%%

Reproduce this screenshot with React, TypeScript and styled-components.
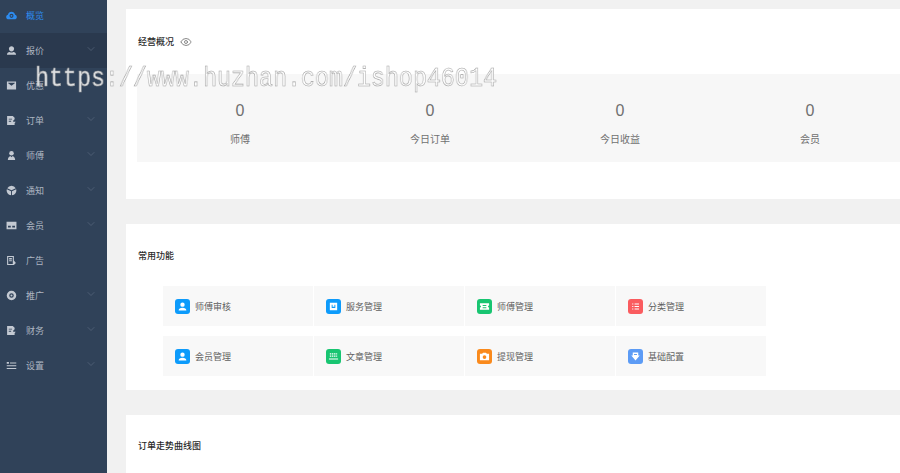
import React from "react";
import styled, { createGlobalStyle } from "styled-components";
import { ChevronDown, Eye } from "lucide-react";

const Global = createGlobalStyle`
  html, body { margin: 0; padding: 0; height: 100%; overflow: hidden; background: #f1f1f1; }
  * { box-sizing: border-box; }
`;

const Page = styled.div`
  position: relative;
  display: flex;
  width: 900px;
  height: 473px;
  overflow: hidden;
  font-family: "Noto Sans CJK SC", "Liberation Sans", sans-serif;
`;

const Sidebar = styled.nav`
  flex: 0 0 107px;
  height: 100%;
  background: #304259;
  overflow: hidden;
`;

const Menu = styled.ul`
  list-style: none;
  margin: -2px 0 0;
  padding: 0;
`;

const Item = styled.li<{ $state?: "active" | "open" }>`
  display: flex;
  align-items: center;
  height: 35px;
  padding: 0 10px 0 6px;
  font-size: 9px;
  color: ${(p) => (p.$state === "active" ? "#2d8cf0" : "#aeb6c2")};
  background: ${(p) => (p.$state === "open" ? "#2a394e" : "transparent")};
  svg.menu-icon { flex: 0 0 11px; width: 11px; height: 11px; margin-right: 9px; color: ${(p) => (p.$state === "active" ? "#2d8cf0" : "#c3c9d2")}; }
`;

const ItemLabel = styled.span`
  flex: 1;
`;

const Arrow = styled(ChevronDown).attrs({ strokeWidth: 1.2 })`
  width: 12px;
  height: 12px;
  color: #5f6f85;
  margin-top: -3px;
`;

const Main = styled.main`
  flex: 1;
  min-width: 0;
  display: flex;
  flex-direction: column;
  gap: 25px;
  padding: 9px 0 0 19px;
  background: #f1f1f1;
`;

const Card = styled.section<{ $height: number }>`
  flex: 0 0 ${(p) => p.$height}px;
  background: #fff;
  padding-left: 12px;
  overflow: hidden;
`;

const Title = styled.h2<{ $top: number }>`
  display: flex;
  align-items: center;
  gap: 6px;
  margin: 0;
  padding-top: ${(p) => p.$top}px;
  height: ${(p) => p.$top + 13}px;
  font-size: 9px;
  line-height: 13px;
  font-weight: 500;
  color: #2b2b2b;
`;

const EyeIcon = styled(Eye)`
  width: 12px;
  height: 12px;
  color: #8a8a8a;
`;

const Stats = styled.div`
  display: grid;
  grid-template-columns: repeat(4, 190px);
  height: 88px;
  margin: 26px 0 0 -1px;
  padding-left: 8px;
  background: #f7f7f7;
`;

const Stat = styled.div`
  display: flex;
  flex-direction: column;
  align-items: center;
  padding-top: 27px;
  color: #707070;
`;

const StatValue = styled.div`
  font-family: "Liberation Sans", sans-serif;
  font-size: 16px;
  line-height: 20px;
`;

const StatLabel = styled.div`
  margin-top: 11px;
  font-size: 10px;
  line-height: 14px;
`;

const Shortcuts = styled.div`
  display: grid;
  grid-template-columns: repeat(4, 150px);
  grid-auto-rows: 40px;
  column-gap: 1px;
  row-gap: 10px;
  margin: 24px 0 0 25px;
`;

const Shortcut = styled.a`
  display: flex;
  align-items: center;
  gap: 5px;
  padding-left: 12px;
  background: #f8f8f8;
  font-size: 9px;
  color: #606060;
`;

const Badge = styled.span<{ $color: string }>`
  display: flex;
  align-items: center;
  justify-content: center;
  width: 15px;
  height: 15px;
  border-radius: 3px;
  background: ${(p) => p.$color};
  svg { width: 11px; height: 11px; color: #fff; }
`;

const Watermark = styled.div`
  position: absolute;
  left: 35px;
  top: 61px;
  font-family: "Liberation Mono", monospace;
  font-size: 28px;
  line-height: 36px;
  white-space: nowrap;
  color: rgba(255, 255, 255, 0.85);
  -webkit-text-stroke: 0.6px #a0a0a0;
  transform: scaleX(0.833);
  transform-origin: left top;
  will-change: transform;
  pointer-events: none;
`;

type IconProps = { className?: string };
const Svg: React.FC<React.PropsWithChildren<IconProps>> = ({ className, children }) => (
  <svg className={className} viewBox="0 0 12 12" fill="currentColor">{children}</svg>
);

const icons: Record<string, React.FC<IconProps>> = {
  cloud: (p) => (
    <Svg {...p}><path fillRule="evenodd" d="M3 10.2C1.2 10.2.2 9 .2 7.6c0-1.2.8-2.2 1.9-2.5C2.5 3 4.1 1.8 6 1.8s3.5 1.2 3.9 3.3c1.1.3 1.9 1.3 1.9 2.5 0 1.4-1 2.6-2.8 2.6H3zM6 4.2a2.2 2.2 0 1 0 0 4.4 2.2 2.2 0 0 0 0-4.4z" /><circle cx="6" cy="6.4" r="1" /></Svg>
  ),
  hat: (p) => (
    <Svg {...p}><path d="M3.2 4.2C3.2 2.4 4.4 1.4 6 1.4s2.8 1 2.8 2.8c0 1.6-1.2 2.9-2.8 2.9S3.2 5.8 3.2 4.2z" /><path d="M1 10.6c0-1.6 1.4-2.7 3-2.9.6.4 1.3.6 2 .6s1.4-.2 2-.6c1.6.2 3 1.3 3 2.9H1z" /></Svg>
  ),
  mail: (p) => (
    <Svg {...p}><path fillRule="evenodd" d="M1 1.6h10v8.8H1V1.6zm1.4 2L6 6.4l3.6-2.8v-.5H2.4v.5z" /></Svg>
  ),
  doc: (p) => (
    <Svg {...p}><path fillRule="evenodd" d="M1.2 1h6.2L9.4 3v1.6l-1.6 1.6v1.2l2.8-.1L9.4 9v2H1.2V1zM3 4v1h3.6V4H3zm0 2.4v1h2.6v-1H3z" /></Svg>
  ),
  person: (p) => (
    <Svg {...p}><circle cx="6" cy="3.6" r="2.5" /><path d="M2 11c0-2.4 1.6-4 2.8-4.4L6 8l1.2-1.4C8.4 7 10 8.6 10 11H2z" /></Svg>
  ),
  cube: (p) => (
    <Svg {...p}><path d="M6 .8a5.2 5.2 0 0 1 4.6 2.8L6 5.8 1.4 3.6A5.2 5.2 0 0 1 6 .8z" /><path d="M.9 4.6l4.6 2.2v4.4A5.2 5.2 0 0 1 .9 4.6zM11.1 4.6a5.2 5.2 0 0 1-4.6 6.6V6.8l4.6-2.2z" /></Svg>
  ),
  card: (p) => (
    <Svg {...p}><path fillRule="evenodd" d="M.6 2h10.8v8H.6V2zm1.6 4.4v1.8h3V6.4h-3zm4.6 0v1.8h3V6.4h-3z" /></Svg>
  ),
  ad: (p) => (
    <Svg {...p}><path fillRule="evenodd" d="M1.2 1h7.4v5l2.2 2.6L8.6 11H1.2V1zm1.2 1.2v7.6h5V2.2h-5zM3.4 3.4h3v1.4h-3V3.4zm0 2.4h3v1h-3v-1z" /></Svg>
  ),
  ring: (p) => (
    <Svg {...p}><path fillRule="evenodd" d="M6 .8a5.2 5.2 0 1 1 0 10.4A5.2 5.2 0 0 1 6 .8zm0 2.7a2.5 2.5 0 1 0 0 5 2.5 2.5 0 0 0 0-5z" /><circle cx="6" cy="6" r="1.1" /></Svg>
  ),
  list: (p) => (
    <Svg {...p}><path d="M.8 2.2h2.4v2H.8zM4.4 2.6h6.8v1.2H4.4zM.8 5.6h10.4v1.2H.8zM.8 8.6h10.4v1.2H.8z" /></Svg>
  ),
};

const menu: { label: string; icon: string; arrow?: boolean; state?: "active" | "open" }[] = [
  { label: "概览", icon: "cloud", state: "active" },
  { label: "报价", icon: "hat", arrow: true, state: "open" },
  { label: "优惠", icon: "mail" },
  { label: "订单", icon: "doc", arrow: true },
  { label: "师傅", icon: "person", arrow: true },
  { label: "通知", icon: "cube", arrow: true },
  { label: "会员", icon: "card", arrow: true },
  { label: "广告", icon: "ad" },
  { label: "推广", icon: "ring", arrow: true },
  { label: "财务", icon: "doc", arrow: true },
  { label: "设置", icon: "list", arrow: true },
];

const stats = [
  { value: 0, label: "师傅" },
  { value: 0, label: "今日订单" },
  { value: 0, label: "今日收益" },
  { value: 0, label: "会员" },
];

const glyphs: Record<string, React.ReactNode> = {
  user: <path d="M3.6 4a2.4 2.4 0 1 1 4.8 0 2.4 2.4 0 0 1-4.8 0zM1.8 10.4c0-1.8 1.8-3 4.2-3s4.2 1.2 4.2 3H1.8z" />,
  box: <path fillRule="evenodd" d="M2 2h8v8H2V2zm2 2v3.6h4V4H7v2.4H5V4H4z" />,
  ticket: <path fillRule="evenodd" d="M1 2.4h10v2.4a1.2 1.2 0 0 0 0 2.4v2.4H1V7.2a1.2 1.2 0 0 0 0-2.4V2.4zm3 2v1h4v-1H4zm0 2.4v1h4v-1H4z" />,
  lines: <path d="M2.4 2.6h1.2v1.2H2.4zM5 2.6h4.8v1.2H5zM2.4 5.4h1.2v1.2H2.4zM5 5.4h4.8v1.2H5zM2.4 8.2h1.2v1.2H2.4zM5 8.2h4.8v1.2H5z" />,
  keys: <path d="M2 2.4h1.6v1.4H2zM4.3 2.4h1.6v1.4H4.3zM6.6 2.4h1.6v1.4H6.6zM8.9 2.4h1.1v1.4H8.9zM2 5h1.6v1.4H2zM4.3 5h1.6v1.4H4.3zM6.6 5h1.6v1.4H6.6zM8.9 5h1.1v1.4H8.9zM1 8.2h10v1.2H1z" />,
  camera: <path fillRule="evenodd" d="M1 3h2.4L4.4 1.8h3.2L8.6 3H11v7.2H1V3zm5 1.6a2 2 0 1 0 0 4 2 2 0 0 0 0-4z" />,
  shield: <path fillRule="evenodd" d="M3 1.6h6v3.2h1.6L6 10.4 1.4 4.8H3V1.6zm1.4 1.6v1.2h3.2V3.2H4.4z" />,
};

const shortcuts = [
  { label: "师傅审核", color: "#0d9bfb", glyph: "user" },
  { label: "服务管理", color: "#0d9bfb", glyph: "box" },
  { label: "师傅管理", color: "#18c571", glyph: "ticket" },
  { label: "分类管理", color: "#fa5c5f", glyph: "lines" },
  { label: "会员管理", color: "#0d9bfb", glyph: "user" },
  { label: "文章管理", color: "#18c571", glyph: "keys" },
  { label: "提现管理", color: "#fa8a1c", glyph: "camera" },
  { label: "基础配置", color: "#5c9bf5", glyph: "shield" },
];

export default function App() {
  return (
    <Page>
      <Global />
      <Sidebar>
        <Menu>
          {menu.map((m) => {
            const Icon = icons[m.icon];
            return (
              <Item key={m.label} $state={m.state}>
                <Icon className="menu-icon" />
                <ItemLabel>{m.label}</ItemLabel>
                {m.arrow && <Arrow />}
              </Item>
            );
          })}
        </Menu>
      </Sidebar>
      <Main>
        <Card $height={190}>
          <Title $top={26}>
            经营概况
            <EyeIcon />
          </Title>
          <Stats>
            {stats.map((s) => (
              <Stat key={s.label}>
                <StatValue>{s.value}</StatValue>
                <StatLabel>{s.label}</StatLabel>
              </Stat>
            ))}
          </Stats>
        </Card>
        <Card $height={166}>
          <Title $top={25}>常用功能</Title>
          <Shortcuts>
            {shortcuts.map((s) => (
              <Shortcut key={s.label}>
                <Badge $color={s.color}>
                  <svg viewBox="0 0 12 12" fill="currentColor">{glyphs[s.glyph]}</svg>
                </Badge>
                {s.label}
              </Shortcut>
            ))}
          </Shortcuts>
        </Card>
        <Card $height={58}>
          <Title $top={24}>订单走势曲线图</Title>
        </Card>
      </Main>
      <Watermark>https://www.huzhan.com/ishop46014</Watermark>
    </Page>
  );
}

%%

• To be done:
Gather each line that holds "components".

• Solution to the exercise:
Reproduce this screenshot with React, TypeScript and styled-components.
import styled, { createGlobalStyle } from "styled-components";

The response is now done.